Concerns about the emergence of a “splinternet,” or a balkanization of the web, have been growing. The war in Ukraine could well make them a reality, ushering in an age of a “Digital Iron Curtain.” As Russia becomes cut off from the West, it is likely to turn more and more to China, although it’s unclear how China would react, given its strong influence over the WHO and its manipulation of the Covid-19 scenario from the very beginning. Almost all online services used by people within China are Chinese companies. The country is well-versed in online censorship, typically referred to as the Great Firewall of China. However, if China, Russia and let’s include the possibility of India and Iran, form a separate internet the era of a connected world would be over and the elite’s struggle for world domination, along with the WHO’s plans for total control under the guise of “health and safety” would be thwarted.

Just as Zelensky has insisted that Ukraine become a member of NATO, a move that would most certainly launch WW III, he has lobbied for Russia’s online isolation from the rest of the world.
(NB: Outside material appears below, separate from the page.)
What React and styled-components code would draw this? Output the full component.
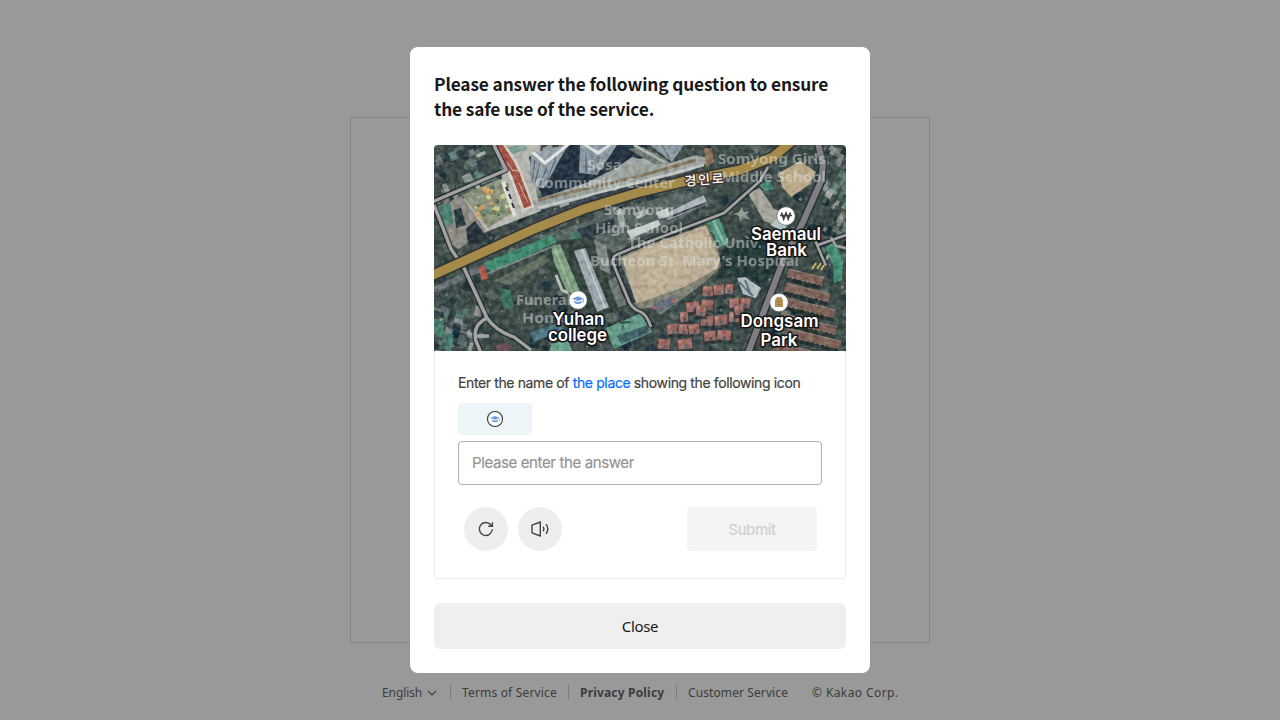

He even asked ICANN, a nonprofit organization that manages internet domains, to shut down .ru, a request that ICANN said went too far. 

“ICANN has been built to ensure that the Internet works, not for its coordination role to be used to stop it from working,” CEO Göran Marby wrote in his response

However, this raises another interesting point. Could ICANN in fact shut down an entire country’s connection to the internet? One must wonder then, who ultimately controls ICANN?

And this is where we come back to the Tower of Babel. Perhaps this Splinternet is a way for our planet to regain its balance. Perhaps while the elite joust for ultimate power, they will only succeed in fracturing the very communication method that they had hoped would lead them to victory.

Even the smartest scientists must admit that they don’t understand the complexities of our own brains. How do the elite imagine they can build a Tower of Babel to heaven?